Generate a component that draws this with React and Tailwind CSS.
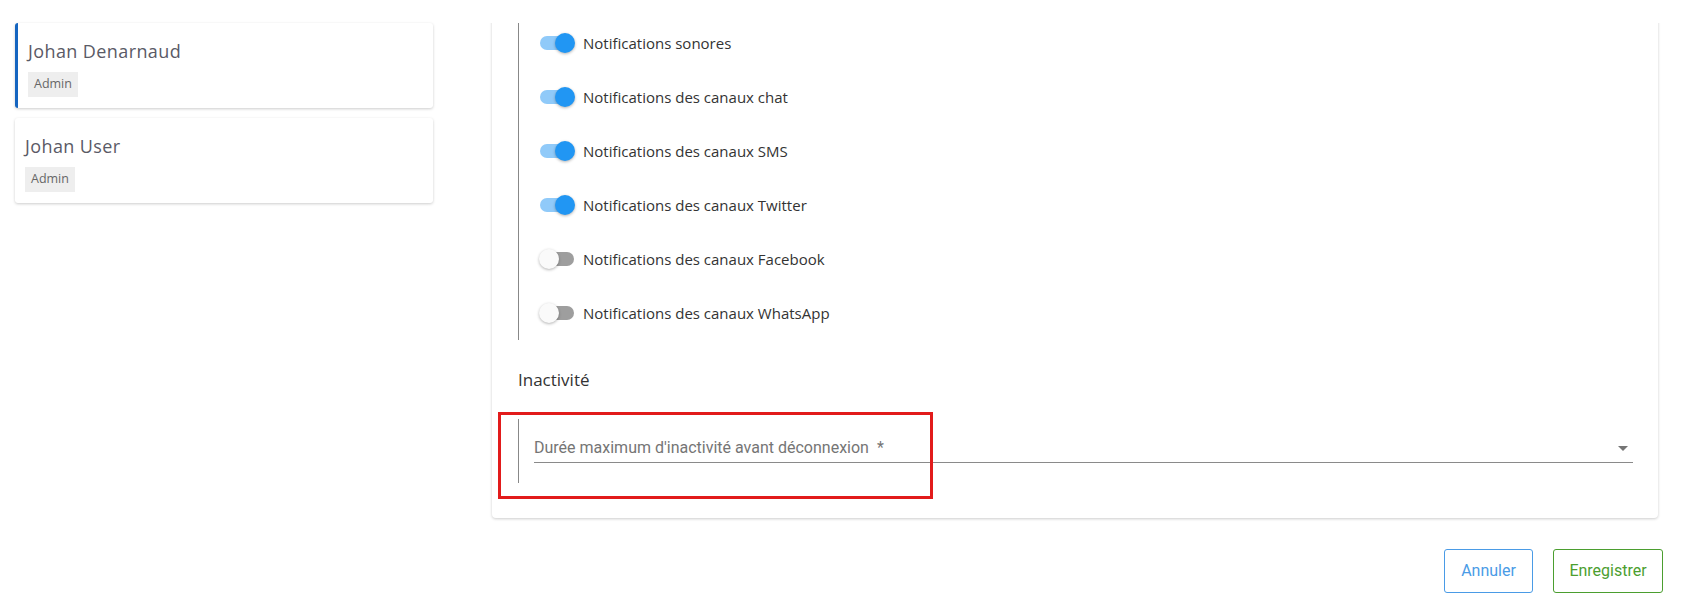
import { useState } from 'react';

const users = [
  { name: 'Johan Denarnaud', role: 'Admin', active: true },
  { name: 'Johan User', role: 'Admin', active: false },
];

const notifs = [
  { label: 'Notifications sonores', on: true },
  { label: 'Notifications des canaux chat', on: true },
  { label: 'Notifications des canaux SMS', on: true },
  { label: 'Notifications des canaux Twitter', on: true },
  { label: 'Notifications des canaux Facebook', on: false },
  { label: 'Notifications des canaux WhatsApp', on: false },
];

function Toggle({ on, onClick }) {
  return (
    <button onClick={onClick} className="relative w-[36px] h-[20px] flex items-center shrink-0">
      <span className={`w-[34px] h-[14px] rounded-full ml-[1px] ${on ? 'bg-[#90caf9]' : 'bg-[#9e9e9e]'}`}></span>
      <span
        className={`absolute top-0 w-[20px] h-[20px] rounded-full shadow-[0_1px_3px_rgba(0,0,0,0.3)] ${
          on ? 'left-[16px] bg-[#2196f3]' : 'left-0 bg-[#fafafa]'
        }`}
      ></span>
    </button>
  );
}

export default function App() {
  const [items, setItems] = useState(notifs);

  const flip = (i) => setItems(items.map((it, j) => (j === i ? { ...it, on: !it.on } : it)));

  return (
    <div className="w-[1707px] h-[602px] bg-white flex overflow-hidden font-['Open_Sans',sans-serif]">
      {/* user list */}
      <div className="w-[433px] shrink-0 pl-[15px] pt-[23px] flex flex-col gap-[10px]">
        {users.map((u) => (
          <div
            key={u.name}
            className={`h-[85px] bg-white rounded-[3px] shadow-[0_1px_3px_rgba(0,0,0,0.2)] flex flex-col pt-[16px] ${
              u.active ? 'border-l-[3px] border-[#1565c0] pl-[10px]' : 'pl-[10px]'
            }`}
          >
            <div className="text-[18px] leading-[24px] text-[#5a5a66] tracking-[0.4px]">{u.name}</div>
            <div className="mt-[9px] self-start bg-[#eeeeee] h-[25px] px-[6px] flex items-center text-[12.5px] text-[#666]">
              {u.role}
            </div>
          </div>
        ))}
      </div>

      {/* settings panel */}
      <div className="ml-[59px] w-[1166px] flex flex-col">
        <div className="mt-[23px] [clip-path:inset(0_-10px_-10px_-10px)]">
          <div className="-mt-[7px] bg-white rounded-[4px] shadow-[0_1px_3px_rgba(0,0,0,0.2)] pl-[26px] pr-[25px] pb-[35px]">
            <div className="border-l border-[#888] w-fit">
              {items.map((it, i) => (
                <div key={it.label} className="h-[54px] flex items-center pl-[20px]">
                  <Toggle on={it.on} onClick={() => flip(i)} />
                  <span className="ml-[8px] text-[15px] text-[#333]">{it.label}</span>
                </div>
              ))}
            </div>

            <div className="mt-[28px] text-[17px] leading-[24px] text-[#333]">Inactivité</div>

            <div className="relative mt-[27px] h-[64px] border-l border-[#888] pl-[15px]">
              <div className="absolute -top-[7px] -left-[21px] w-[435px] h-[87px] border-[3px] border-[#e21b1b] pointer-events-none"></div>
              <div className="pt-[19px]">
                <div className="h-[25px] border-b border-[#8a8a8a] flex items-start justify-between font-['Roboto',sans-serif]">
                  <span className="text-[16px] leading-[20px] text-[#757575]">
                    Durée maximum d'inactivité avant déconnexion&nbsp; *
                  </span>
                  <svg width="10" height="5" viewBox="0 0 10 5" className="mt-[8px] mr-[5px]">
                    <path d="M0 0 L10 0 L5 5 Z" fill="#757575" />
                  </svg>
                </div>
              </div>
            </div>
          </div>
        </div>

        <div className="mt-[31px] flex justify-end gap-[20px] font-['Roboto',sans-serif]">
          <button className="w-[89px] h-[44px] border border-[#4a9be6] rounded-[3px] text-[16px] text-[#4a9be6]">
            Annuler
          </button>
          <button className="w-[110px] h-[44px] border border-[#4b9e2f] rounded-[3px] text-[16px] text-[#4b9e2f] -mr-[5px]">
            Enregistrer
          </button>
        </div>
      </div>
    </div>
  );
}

◇ ◇ ◇ ◇

Quote the data above in full, leaving out the pictures it holds.

**Expected output**
Generate a component that draws this with React and Tailwind CSS.
import { useState } from 'react';

const users = [
  { name: 'Johan Denarnaud', role: 'Admin', active: true },
  { name: 'Johan User', role: 'Admin', active: false },
];

const notifs = [
  { label: 'Notifications sonores', on: true },
  { label: 'Notifications des canaux chat', on: true },
  { label: 'Notifications des canaux SMS', on: true },
  { label: 'Notifications des canaux Twitter', on: true },
  { label: 'Notifications des canaux Facebook', on: false },
  { label: 'Notifications des canaux WhatsApp', on: false },
];

function Toggle({ on, onClick }) {
  return (
    <button onClick={onClick} className="relative w-[36px] h-[20px] flex items-center shrink-0">
      <span className={`w-[34px] h-[14px] rounded-full ml-[1px] ${on ? 'bg-[#90caf9]' : 'bg-[#9e9e9e]'}`}></span>
      <span
        className={`absolute top-0 w-[20px] h-[20px] rounded-full shadow-[0_1px_3px_rgba(0,0,0,0.3)] ${
          on ? 'left-[16px] bg-[#2196f3]' : 'left-0 bg-[#fafafa]'
        }`}
      ></span>
    </button>
  );
}

export default function App() {
  const [items, setItems] = useState(notifs);

  const flip = (i) => setItems(items.map((it, j) => (j === i ? { ...it, on: !it.on } : it)));

  return (
    <div className="w-[1707px] h-[602px] bg-white flex overflow-hidden font-['Open_Sans',sans-serif]">
      {/* user list */}
      <div className="w-[433px] shrink-0 pl-[15px] pt-[23px] flex flex-col gap-[10px]">
        {users.map((u) => (
          <div
            key={u.name}
            className={`h-[85px] bg-white rounded-[3px] shadow-[0_1px_3px_rgba(0,0,0,0.2)] flex flex-col pt-[16px] ${
              u.active ? 'border-l-[3px] border-[#1565c0] pl-[10px]' : 'pl-[10px]'
            }`}
          >
            <div className="text-[18px] leading-[24px] text-[#5a5a66] tracking-[0.4px]">{u.name}</div>
            <div className="mt-[9px] self-start bg-[#eeeeee] h-[25px] px-[6px] flex items-center text-[12.5px] text-[#666]">
              {u.role}
            </div>
          </div>
        ))}
      </div>

      {/* settings panel */}
      <div className="ml-[59px] w-[1166px] flex flex-col">
        <div className="mt-[23px] [clip-path:inset(0_-10px_-10px_-10px)]">
          <div className="-mt-[7px] bg-white rounded-[4px] shadow-[0_1px_3px_rgba(0,0,0,0.2)] pl-[26px] pr-[25px] pb-[35px]">
            <div className="border-l border-[#888] w-fit">
              {items.map((it, i) => (
                <div key={it.label} className="h-[54px] flex items-center pl-[20px]">
                  <Toggle on={it.on} onClick={() => flip(i)} />
                  <span className="ml-[8px] text-[15px] text-[#333]">{it.label}</span>
                </div>
              ))}
            </div>

            <div className="mt-[28px] text-[17px] leading-[24px] text-[#333]">Inactivité</div>

            <div className="relative mt-[27px] h-[64px] border-l border-[#888] pl-[15px]">
              <div className="absolute -top-[7px] -left-[21px] w-[435px] h-[87px] border-[3px] border-[#e21b1b] pointer-events-none"></div>
              <div className="pt-[19px]">
                <div className="h-[25px] border-b border-[#8a8a8a] flex items-start justify-between font-['Roboto',sans-serif]">
                  <span className="text-[16px] leading-[20px] text-[#757575]">
                    Durée maximum d'inactivité avant déconnexion&nbsp; *
                  </span>
                  <svg width="10" height="5" viewBox="0 0 10 5" className="mt-[8px] mr-[5px]">
                    <path d="M0 0 L10 0 L5 5 Z" fill="#757575" />
                  </svg>
                </div>
              </div>
            </div>
          </div>
        </div>

        <div className="mt-[31px] flex justify-end gap-[20px] font-['Roboto',sans-serif]">
          <button className="w-[89px] h-[44px] border border-[#4a9be6] rounded-[3px] text-[16px] text-[#4a9be6]">
            Annuler
          </button>
          <button className="w-[110px] h-[44px] border border-[#4b9e2f] rounded-[3px] text-[16px] text-[#4b9e2f] -mr-[5px]">
            Enregistrer
          </button>
        </div>
      </div>
    </div>
  );
}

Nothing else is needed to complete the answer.